Despite this rich history, the heritage centre now lies derelict alongside most of the buildings as you enter the town. Kells currently boasts an unemployment rate of 28 per cent, down from an even more unenviable peak of 38 per cent in 2011. The town has qualified for EU regional aid since 2014, but as of yet has not been granted any relief.
Kells is not alone in this sense: many small towns in Ireland have been left behind this last decade. The problem, however, highlights the broader issue of systemic privilege within Trinity. I am the only person from my leaving certificate class in Kells to attend Trinity. This should be an alarming statistic, especially considering the fact that the College makes millions annually from the Book of Kells, while the book’s original home struggles on as one of the most disadvantaged regions in Ireland.
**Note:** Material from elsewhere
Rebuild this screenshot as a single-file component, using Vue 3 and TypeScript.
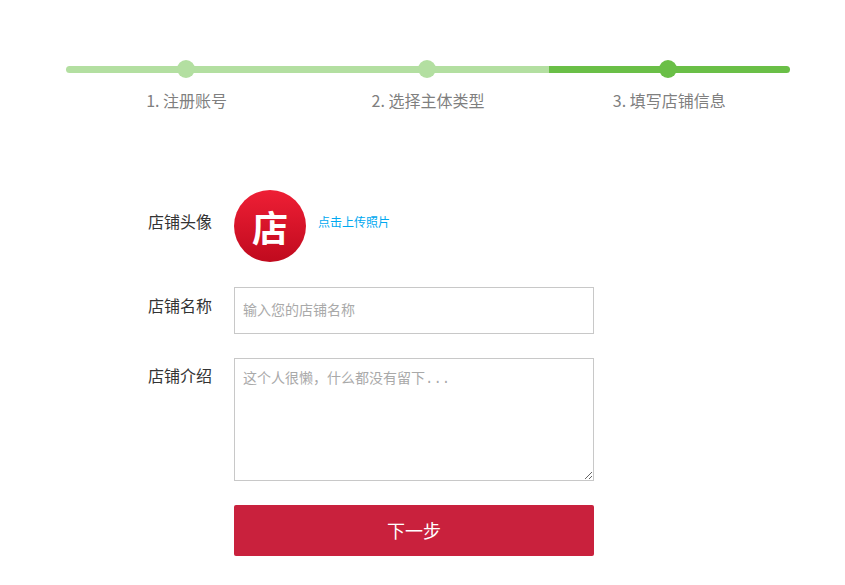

Only one in every five people in Kells has a third-level education.
Despite this rich history, the heritage centre now lies derelict alongside most of the buildings as you enter the town
A pet project within the town for a number of years has been to campaign for the return of the Book of Kells to its original home in Kells. There are convincing arguments that the Book would generate jobs and income for a town that’s in desperate need of both. The now-derelict heritage centre even constructed a specialised room to protect the priceless artefact. Trinity, though, has never seriously entertained the idea of returning the Book of Kells to Kells, arguing the book is a “national artefact” and thus should be presented to the world in Trinity.
This logic has never sat well with me. The book may well be a “national artefact”, but to dismiss small-town Ireland as unworthy of its own treasures is quite alarming, and perpetuates the idea that Trinity is detached from the rest of the country. The idea of reparations has grown more prevalent these last few decades, and need not merely in relation to colonialism and the slave trade. Museums throughout the Western world are filled with ill-gotten items, ostensibly kept for “safekeeping” as their mother countries are seen as too unstable to adequately preserve them.
While there may be merit in this argument, Ireland is slightly different in that while Trinity may have been a foreign, exclusionary institution in the 1600s, it is most certainly an indigenous institution today. Can an action from the 1600s negate Trinity’s status as the rightful owner of a valuable piece of Ireland’s heritage today? I do not believe Trinity would part with the book today, nor do I feel it should.
The book may well be a “national artefact”, but to dismiss small-town Ireland as unworthy of its own treasures is quite alarming, and perpetuates the idea that Trinity is detached from the rest of the country
Instead, I believe the question should be rephrased. Trinity, as an institution, has been the recipient of systemic privilege for centuries. It has accumulated to a point where one could be forgiven for believing Trinity is almost a foreign country within Ireland, detached from the realities of Dublin life. With a campus pushing for hefty, unaffordable accommodation barring thousands of potential students from ever entering the College, we need to ask ourselves: just where does Trinity stand in Irish society? Is Trinity as an institution going to continue as this spectre outside of traditional Irish life, or will it lead as a vanguard for Ireland into the new century? Will the College focus on increasing enrolment from international students, or will it focus on improving and developing outlets such as the Trinity Access Programme (TAP) programme, to diversify the makeup of its students?
Trinity’s approach to Kells should be viewed in the wider context of its disinterested approach to working-class Ireland generally. While Trinity’s profits continue to grow, areas like Kells are left behind by increasing income inequality and a job market that perpetuates a culture of precarious and low-wage employment. Trinity, unlike Kells, is a powerful voice within Ireland and can change its tactics if it wishes. The College should use its voice within Irish society to argue for a more inclusive environment in higher-level institutions throughout the country and should aim to foster talent based on talent, irrespective of the class or background of its students. The Book of Kells should be seen for what it is: a cold, callous money-making ploy by a College too aloof to see the irony of its two-handed approach to the question of the book and the town from which it comes. While the priceless manuscript should remain in Trinity, the College’s attitude to Kells, and small, disadvantaged towns around the country, must change, consigning the systemic privilege associated with College to the scrapheap of history.